### Your instructions
Copy each line below in which the word "screenshot" occurs.

Start of Listing

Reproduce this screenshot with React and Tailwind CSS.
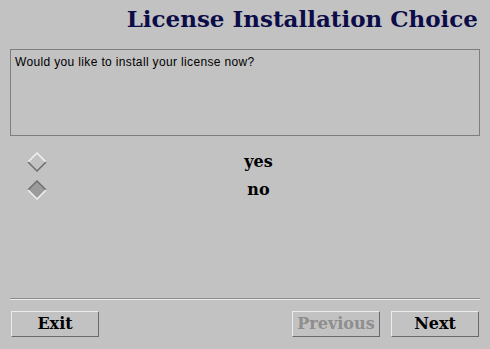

End of Listing
Start of Listing

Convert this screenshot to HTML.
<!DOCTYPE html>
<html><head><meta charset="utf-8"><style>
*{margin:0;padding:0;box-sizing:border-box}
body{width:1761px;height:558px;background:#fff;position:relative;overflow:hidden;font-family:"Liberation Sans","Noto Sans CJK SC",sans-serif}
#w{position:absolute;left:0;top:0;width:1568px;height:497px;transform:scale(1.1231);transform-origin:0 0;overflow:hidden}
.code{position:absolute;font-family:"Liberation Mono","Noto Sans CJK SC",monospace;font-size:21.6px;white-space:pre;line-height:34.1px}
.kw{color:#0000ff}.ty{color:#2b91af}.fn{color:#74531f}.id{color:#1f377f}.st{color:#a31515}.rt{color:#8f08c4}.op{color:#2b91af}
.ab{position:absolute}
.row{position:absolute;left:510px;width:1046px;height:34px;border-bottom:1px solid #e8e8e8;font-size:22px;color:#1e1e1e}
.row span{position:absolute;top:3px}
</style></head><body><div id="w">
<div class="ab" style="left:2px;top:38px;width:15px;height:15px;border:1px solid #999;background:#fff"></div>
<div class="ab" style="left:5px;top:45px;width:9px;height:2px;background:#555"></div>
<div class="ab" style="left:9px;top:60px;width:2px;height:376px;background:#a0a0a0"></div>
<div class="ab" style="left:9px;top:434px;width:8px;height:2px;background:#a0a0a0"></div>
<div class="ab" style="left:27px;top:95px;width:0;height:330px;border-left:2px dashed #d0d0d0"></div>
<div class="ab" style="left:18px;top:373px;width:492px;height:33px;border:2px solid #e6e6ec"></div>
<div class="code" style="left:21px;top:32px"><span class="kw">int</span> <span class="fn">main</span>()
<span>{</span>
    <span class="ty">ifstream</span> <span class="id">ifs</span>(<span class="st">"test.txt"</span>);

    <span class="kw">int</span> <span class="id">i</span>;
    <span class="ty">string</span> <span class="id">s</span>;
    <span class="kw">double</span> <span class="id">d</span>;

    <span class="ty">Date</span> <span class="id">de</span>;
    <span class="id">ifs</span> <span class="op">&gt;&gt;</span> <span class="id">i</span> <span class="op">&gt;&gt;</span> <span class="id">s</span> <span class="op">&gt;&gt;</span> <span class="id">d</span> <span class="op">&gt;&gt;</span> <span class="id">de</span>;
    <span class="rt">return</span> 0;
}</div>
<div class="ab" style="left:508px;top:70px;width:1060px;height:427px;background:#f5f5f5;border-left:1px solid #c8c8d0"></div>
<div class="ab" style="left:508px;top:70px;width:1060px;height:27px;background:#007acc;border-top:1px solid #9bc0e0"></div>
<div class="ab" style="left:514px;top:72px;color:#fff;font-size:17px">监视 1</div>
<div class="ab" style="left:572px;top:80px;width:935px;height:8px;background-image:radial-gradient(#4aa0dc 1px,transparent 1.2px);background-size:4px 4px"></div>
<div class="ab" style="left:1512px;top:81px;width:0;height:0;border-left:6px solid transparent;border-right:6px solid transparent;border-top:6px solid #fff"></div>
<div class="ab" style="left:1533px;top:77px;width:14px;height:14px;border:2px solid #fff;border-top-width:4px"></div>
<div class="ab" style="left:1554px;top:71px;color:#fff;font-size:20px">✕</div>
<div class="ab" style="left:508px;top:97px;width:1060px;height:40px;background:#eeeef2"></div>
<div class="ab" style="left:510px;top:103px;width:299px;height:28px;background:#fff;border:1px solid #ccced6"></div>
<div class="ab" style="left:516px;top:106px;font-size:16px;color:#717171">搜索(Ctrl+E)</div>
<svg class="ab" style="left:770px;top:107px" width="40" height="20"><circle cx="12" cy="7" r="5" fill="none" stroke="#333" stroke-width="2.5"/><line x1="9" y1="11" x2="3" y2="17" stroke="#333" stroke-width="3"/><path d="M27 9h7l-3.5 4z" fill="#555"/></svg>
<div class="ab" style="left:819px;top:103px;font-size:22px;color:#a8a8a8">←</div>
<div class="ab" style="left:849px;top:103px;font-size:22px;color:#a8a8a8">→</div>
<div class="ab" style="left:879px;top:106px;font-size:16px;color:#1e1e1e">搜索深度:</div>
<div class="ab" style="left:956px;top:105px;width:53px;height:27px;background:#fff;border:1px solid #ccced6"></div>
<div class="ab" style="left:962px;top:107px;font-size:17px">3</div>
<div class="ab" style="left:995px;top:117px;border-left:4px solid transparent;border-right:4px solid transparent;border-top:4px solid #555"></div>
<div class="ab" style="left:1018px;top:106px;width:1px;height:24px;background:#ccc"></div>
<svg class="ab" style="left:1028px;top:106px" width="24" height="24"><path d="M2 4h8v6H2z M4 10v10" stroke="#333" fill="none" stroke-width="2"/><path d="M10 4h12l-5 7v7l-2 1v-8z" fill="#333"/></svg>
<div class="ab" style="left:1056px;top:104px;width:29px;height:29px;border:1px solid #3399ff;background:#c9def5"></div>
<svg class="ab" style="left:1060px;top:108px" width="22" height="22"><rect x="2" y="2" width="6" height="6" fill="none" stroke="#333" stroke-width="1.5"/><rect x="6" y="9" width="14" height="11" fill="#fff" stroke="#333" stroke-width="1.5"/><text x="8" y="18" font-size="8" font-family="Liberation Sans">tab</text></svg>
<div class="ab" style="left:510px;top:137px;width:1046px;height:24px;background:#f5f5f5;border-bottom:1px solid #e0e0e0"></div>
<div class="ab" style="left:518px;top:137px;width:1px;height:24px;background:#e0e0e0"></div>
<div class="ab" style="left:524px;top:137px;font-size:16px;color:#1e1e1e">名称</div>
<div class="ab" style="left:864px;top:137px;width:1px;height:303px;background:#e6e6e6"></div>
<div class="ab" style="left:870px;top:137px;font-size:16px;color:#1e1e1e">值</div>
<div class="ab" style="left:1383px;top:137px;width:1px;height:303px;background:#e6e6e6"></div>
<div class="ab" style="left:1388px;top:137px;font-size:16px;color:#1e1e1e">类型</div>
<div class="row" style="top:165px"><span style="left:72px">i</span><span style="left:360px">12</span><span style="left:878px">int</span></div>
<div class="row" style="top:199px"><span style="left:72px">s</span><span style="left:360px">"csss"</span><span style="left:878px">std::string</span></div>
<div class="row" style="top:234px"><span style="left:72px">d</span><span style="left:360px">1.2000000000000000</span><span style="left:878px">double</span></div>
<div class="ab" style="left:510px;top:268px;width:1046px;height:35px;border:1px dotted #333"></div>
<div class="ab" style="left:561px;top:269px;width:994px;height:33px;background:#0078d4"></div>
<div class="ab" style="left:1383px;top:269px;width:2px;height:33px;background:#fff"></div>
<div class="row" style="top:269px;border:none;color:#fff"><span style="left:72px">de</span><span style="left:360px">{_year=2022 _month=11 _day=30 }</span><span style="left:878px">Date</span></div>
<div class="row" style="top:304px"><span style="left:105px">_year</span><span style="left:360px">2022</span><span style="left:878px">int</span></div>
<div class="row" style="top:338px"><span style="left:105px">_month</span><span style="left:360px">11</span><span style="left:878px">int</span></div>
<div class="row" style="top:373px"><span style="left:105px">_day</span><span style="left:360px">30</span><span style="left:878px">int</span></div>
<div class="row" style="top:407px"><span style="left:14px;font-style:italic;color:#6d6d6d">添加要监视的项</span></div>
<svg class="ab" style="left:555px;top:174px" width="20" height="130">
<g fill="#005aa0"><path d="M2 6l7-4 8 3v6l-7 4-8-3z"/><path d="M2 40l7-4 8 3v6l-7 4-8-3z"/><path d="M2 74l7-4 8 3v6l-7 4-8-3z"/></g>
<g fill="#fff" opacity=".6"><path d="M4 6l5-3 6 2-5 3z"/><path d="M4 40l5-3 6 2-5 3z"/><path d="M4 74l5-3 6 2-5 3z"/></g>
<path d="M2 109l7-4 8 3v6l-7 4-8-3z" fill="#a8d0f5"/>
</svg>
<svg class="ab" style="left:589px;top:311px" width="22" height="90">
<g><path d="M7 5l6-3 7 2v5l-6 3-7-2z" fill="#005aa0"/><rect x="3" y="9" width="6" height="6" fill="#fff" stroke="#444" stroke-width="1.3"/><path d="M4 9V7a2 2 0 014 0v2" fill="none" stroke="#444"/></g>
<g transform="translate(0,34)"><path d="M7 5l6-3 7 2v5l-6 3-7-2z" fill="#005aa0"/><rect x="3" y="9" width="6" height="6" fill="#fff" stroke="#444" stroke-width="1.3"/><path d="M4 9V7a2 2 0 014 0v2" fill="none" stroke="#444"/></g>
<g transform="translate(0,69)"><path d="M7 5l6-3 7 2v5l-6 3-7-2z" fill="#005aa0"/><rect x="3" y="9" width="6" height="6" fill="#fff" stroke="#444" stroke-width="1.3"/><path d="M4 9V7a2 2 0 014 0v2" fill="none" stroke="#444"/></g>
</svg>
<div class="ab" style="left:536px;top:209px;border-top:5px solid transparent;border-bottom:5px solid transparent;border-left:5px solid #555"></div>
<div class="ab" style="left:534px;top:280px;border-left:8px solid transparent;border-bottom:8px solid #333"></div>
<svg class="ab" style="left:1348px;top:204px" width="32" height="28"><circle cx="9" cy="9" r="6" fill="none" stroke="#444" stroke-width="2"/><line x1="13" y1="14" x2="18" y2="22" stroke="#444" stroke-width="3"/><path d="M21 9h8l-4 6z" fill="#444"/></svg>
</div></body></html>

End of Listing

### Output for this task
Reproduce this screenshot with React and Tailwind CSS.
Convert this screenshot to HTML.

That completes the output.